A SURGEON of Bangladesh Eye Hospital performing surgery on the wrong eye of a child is yet another incident of medical negligence. The surgeon performed surgery on the right eye of the one-and-a-half-year-old child, who was admitted to the hospital with a problem in the left eye. Parents of the patient say that they took their son to the hospital for the problem in the left eye, but the surgeon operated on the right eye. She, however, later operated on the right eye, too. The surgeon, detained on complaint, admitted to her mistakes, explaining the mistake happened as the surgery was done at the eleventh hour of the hospital time when she was exhausted and could not notice it. Such an explanation is unacceptable and the mistake happened because of negligence, which could prove fatal as medical negligence took away lives of many patients and injured many more in many earlier cases of medical negligence and wrong treatment. A number of incidents of medical negligence and wrong treatment that caused death and injury made the headlines in the past.
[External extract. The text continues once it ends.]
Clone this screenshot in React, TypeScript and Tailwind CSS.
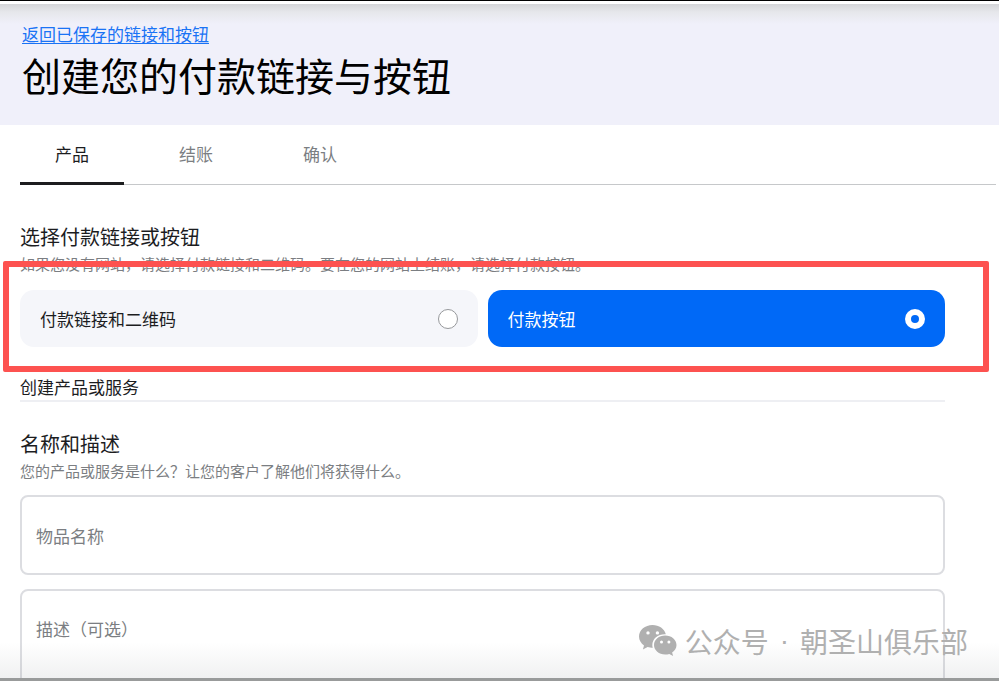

The issue, after the death of a number of patients because of wrong treatment and medical negligence in the first half of 2024, created an uproar that the High Court asked the health ministry, the Directorate General of Health Services and the Bangladesh Medical and Dental Council, which is responsible for ensuring the conduct of physicians, to take measures to deal with complaints of medical negligence that causes death and compensation claims. This is important in view of the death or injury caused by medical negligence or wrong treatment that have so far largely gone by without much of an action. The Medical and Dental Council, which earned criticism for its inefficiency in preventing medical negligence and for its attempts to save physicians, took punitive action against only 14 physicians in its history and attended to only 2 per cent complaints that it received. Only one physician is reported to have permanently lost the licence. It is said that most complaints of medical negligence finally reach court as civil or criminal cases. But an absence of an adequate legal framework compounds the whole affair, which is said to have given rise to the lack of accountability of medical practitioners. Physicians responsible for wrong treatment or medical negligence are, therefore, rarely punished.
Taking into account the irregularities and negligence in the health sector, the government should provide clear legal directives to resolve the issues and prevent patients’ suffering and untimely death from misdiagnosis, surgical error or unnecessary surgery. It should enhance oversight so that medical and administrative operations of hospitals become transparent and accountable. The government should enact a law to prevent such medical negligence.